Bahaya Narkoba, sekadar satu contoh, haruslah dipersepsikan sebagai sebuah ancaman yang sangat berbahaya bagi seluruh bangsa ini. Mengancam generasi muda harapan bangsa dan ujung-ujungnya membuat kemampuan bela negara pada warga negara menjadi rapuh.

Kesadaran bela negara itu hakikatnya kesediaan berbakti pada negaranya dan kesediaan berkorban membela negaranya. Ini yang sangat kurang pada warga negara Indonesia. Itu bisa dirasakan bersama
Rakyat Korea Selatan dan Jepang lebih suka memakai mobil produknya sendiri daripada produksi negara luar.

Perlu disadari, perang di era sekarang sudah bersifat semesta. Setiap negara sudah harus siap berperang. Sekadar ilustrasi, dalam perang modern yang pertama dilumpuhkan adalah pusat-pusat logistik seperti instalasi listrik, jalan-jalan, jembatan, lapangan terbang. Tujuannya agar negara itu menjadi lumpuh. Kalau sudah lumpuh, mudah untuk dikalahkan.

Bertolak dari hal itulah, dalam konteks Indonesia saat ini, kesadaran bernegara dan kesadaran bela negara harus terus ditumbuhkembangkan kepada setiap warga negara agar, pada gilirannya, mereka memiliki kebanggaan, dan mampu membela negaranya sendiri. Lebih jauh dari itu, mereka mau mengabdikan diri dan bersedia berkorban untuk negaranya. Hanya saja, kesadaran warga negara untuk berkorban akan muncul bila negara (baca: pemerintah) memperhatikan nasib mereka.
Bagaimanapun, bertumbuh dan berkembangnya semangat bernegara dan kesadaran bela negara mensyaratkan adanya hubungan timbal-balik antara pemerintah dan rakyat.
Pemerintah tidak bisa sekadar menuntut rakyat tanpa menunjukkan kinerja yang baik, khususnya bahwa apa yang pemerintah perbuat memang semata-mata untuk kepentingan rakyat.

Pemerintah harus mampu membuat rakyat merasakan bahwa pemerintah telah berbuat banyak dan bekerja keras untuk mereka.
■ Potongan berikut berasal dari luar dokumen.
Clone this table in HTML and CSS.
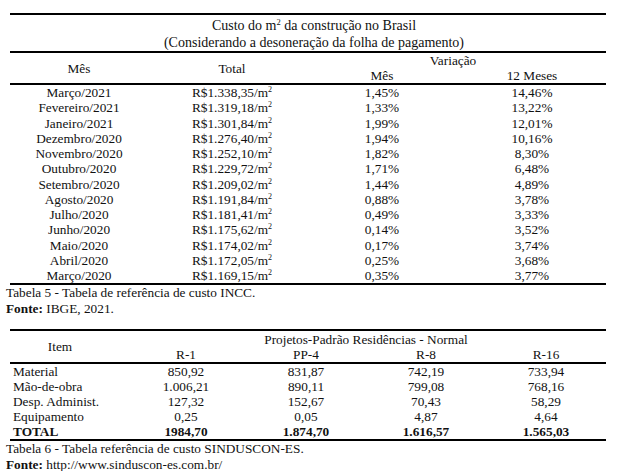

Rakyat harus merasakan manfaat dari apa-apa yang diperbuat pemerintah sehingga rakyat mau berpartisipasi dalam membangun negaranya.
Karenanya, bangsa ini membutuhkan sosok pemimpin yang bisa menampilkan dirinya sebagai tokoh yang bias dipercaya dan menjadi panutan bagi seluruh rakyat yang dipimpinnya. Pemimpin panutan adalah yang mau dan mampu memberikan contoh teladan.
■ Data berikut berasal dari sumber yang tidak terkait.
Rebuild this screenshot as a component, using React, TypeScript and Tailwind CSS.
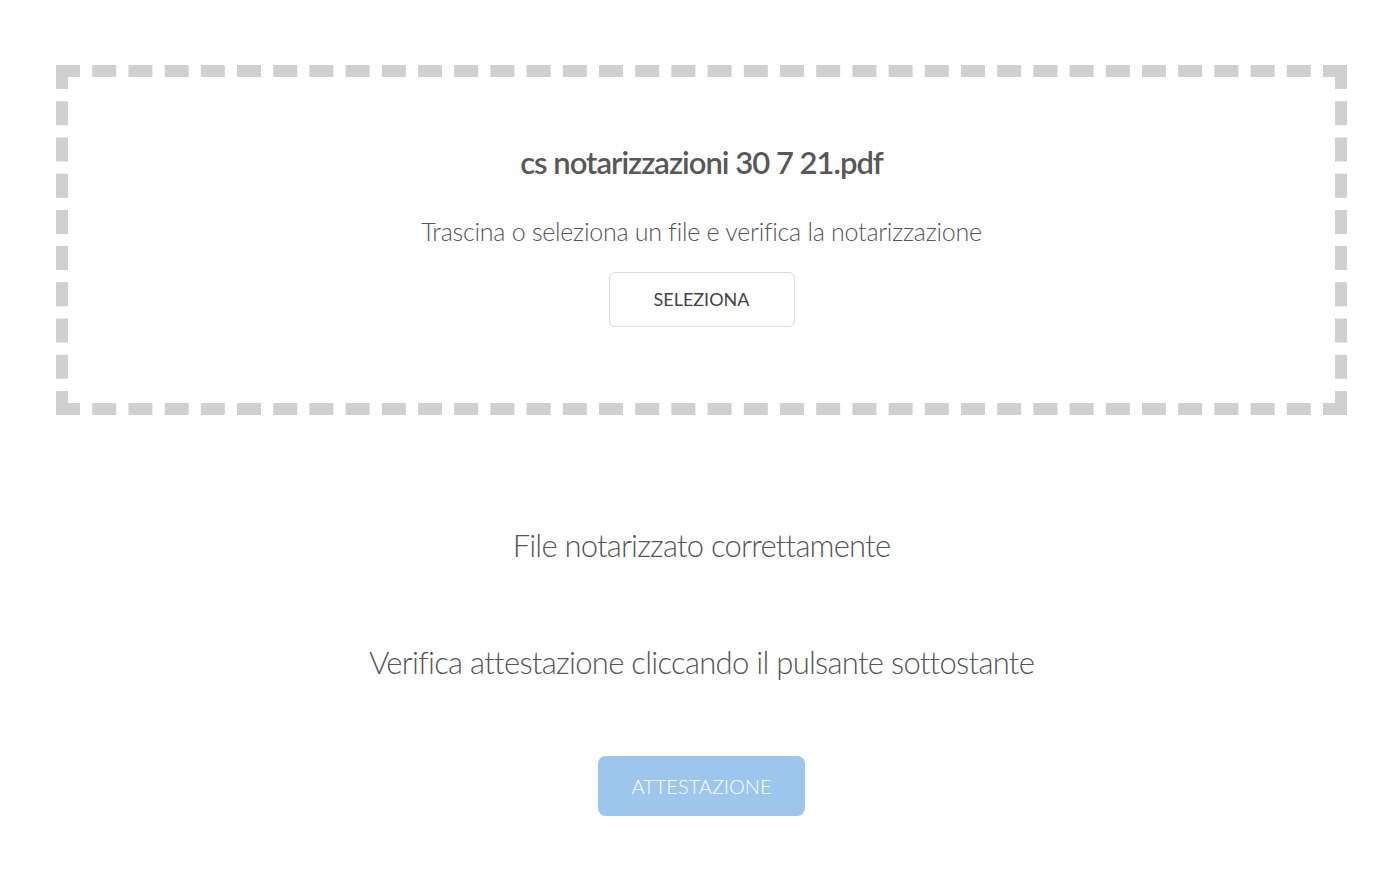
import React from 'react';

export default function App() {
  return (
    <div className="min-h-[883px] w-full bg-white pl-[3px] text-[#555555] font-['Lato','Noto_Sans',sans-serif]">
      <div className="ml-[53px] w-[1291px] pt-[65px]">
        <div className="flex h-[350px] flex-col items-center border-[12px] border-dashed border-[#d0d0d0] pt-[65px]">
          <h1 className="text-[31px] font-semibold leading-[40px] tracking-[-1px] text-[#585858]">
            cs notarizzazioni 30 7 21.pdf
          </h1>
          <p className="mt-[34px] text-[25px] font-light leading-[30px] tracking-[-0.25px] text-[#555555]">
            Trascina o seleziona un file e verifica la notarizzazione
          </p>
          <button
            type="button"
            className="mt-[26px] flex h-[55px] w-[186px] items-center justify-center rounded-[6px] border border-[#dcdcdc] bg-white text-[18px] font-normal text-[#444444]"
          >
            SELEZIONA
          </button>
        </div>
      </div>

      <div className="flex flex-col items-center">
        <p className="mt-[110px] text-[31px] font-light leading-[40px] tracking-[-0.8px] text-[#555555]">
          File notarizzato correttamente
        </p>
        <p className="mt-[77px] text-[31px] font-light leading-[40px] tracking-[-0.72px] text-[#555555]">
          Verifica attestazione cliccando il pulsante sottostante
        </p>
        <button
          type="button"
          className="mt-[74px] flex h-[60px] w-[207px] items-center justify-center rounded-[8px] bg-[#9cc6ec] text-[20px] font-light text-white"
        >
          ATTESTAZIONE
        </button>
      </div>
    </div>
  );
}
Pemimpin panutan adalah pemimpin yang berani mengambil keputusan dengan segala risikonya. Sosok pemimpin yang kuat, berani, dihormati karena perilakunya, dan mampu memberi contoh konkret. Pemimpin yang konsekuen dan konsisten mempraktikkan apa yang dia ucapkan.

Misalnya, ketika Sang Pemimpin memimpin gerakan hidup sederhana kepada rakyatnya, maka dia sendiri harus benar-benar hidup secara sederhana.

Bukan pemimpin yang cari untung dan mengutamakan kepentingannya sendiri. Bukan pula pemimpin yang bicara A tapi kelakuannya B. Pemimpin dengan karakter seperti itu tidak akan laku. Sosok pemimpin yang memiliki mental cari selamat tidak bisa diandalkan membangun negeri ini, dan membawa bangsa ini dari lembah keterpurukan.

Tapi, tragisnya, sejauh ini bangsa Indonesia belum mempunyai sosok pemimpin ideal seperti itu. Tokoh-tokoh panutan sudah punah dan hampir tidak ada lagi figur-figur yang bisa menjadi pemimpin panutan.

Mudah-mudahan di masa yang akan datang muncul pemimpin panutan. Pribadi pemimpin teladan yang berani mengambil risiko untuk membawa bangsa ini lepas dan bebas dari keterpurukan. Pemimpin berkarakter demikian yang sangat dibutuhkan oleh bangsa ini.